This representation has the same index space as `Skeleton_L`.  
Its Fields describe how each element of `Skeleton_L` relates to elements of `Skeleton_{L+1}`.

No new keywords or attributes are required.

A physically important example is AMR (Adaptive Mesh Refinement) governed by the Courant-Friedrichs-Lewy (CFL) condition. The CFL condition constrains the time step at each refinement level to be proportional to the cell size at that level; finer levels therefore advance at smaller time steps than coarser ones. As a result, the coarse-level refinement hierarchy Representation is partially time-dependent: it references a fine-level Skeleton that exists at a different (earlier) timeslice than the coarse level's current timeslice. Such inter-level refinement relations MUST use F5::Reference (see 6.5) pointing to the fine-level Skeleton at the appropriate timeslice.
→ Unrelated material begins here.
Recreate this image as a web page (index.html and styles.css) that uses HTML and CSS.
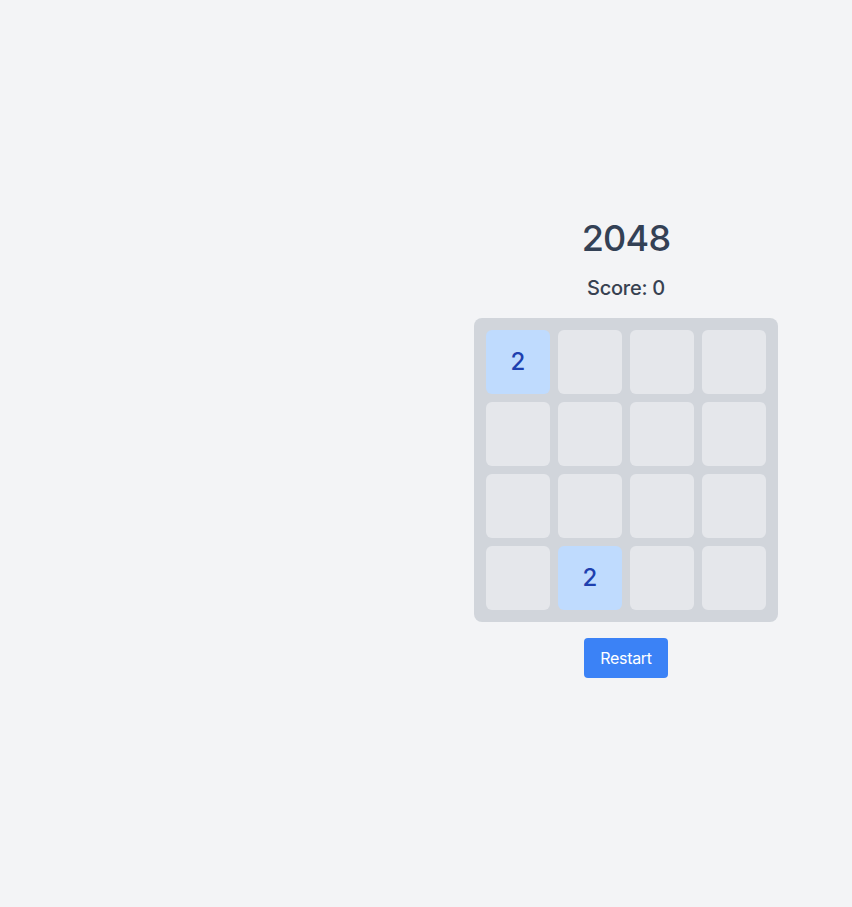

The refinement Representation itself thus changes only as often as the coarse level advances, not at every fine sub-step - a natural expression of partial time-dependence within the F5 model.



---

## **18.5 Fields on Refinement Representations**

Every Representation MAY contain Fields.  
Fields on a refinement representation:

- have the same index space as the parent Skeleton,  
- MAY be contiguous, fragmented, or procedural,  
- MAY contain identifiers, indices, or other values referencing the child Skeleton.

The F5 model does not prescribe the datatype or structure of these fields.  
Their semantics follow from the Representation they belong to.

---

## **18.6 Fragment‑Level Refinement**

When refinement is defined at the fragment (tile) level:

- fragments are represented as elements of a Skeleton with appropriate IndexDepth,  
- refinement relations are expressed as relative representations between fragment Skeletons,  
- Fields on these representations encode the refinement mapping.

Fragment names have no semantic meaning.  
Fragment identity is determined by dataset identity, as defined in Section 9.

---

## **18.7 Refinement Across Different Topological Dimensions**

Refinement MAY occur:

- between fragment Skeletons,  
- between fragment Skeletons and point Skeletons,  
- between fragment Skeletons and higher‑dimensional Skeletons (e.g., triangles, tetrahedra),  
- or between Skeletons of different IndexDepth.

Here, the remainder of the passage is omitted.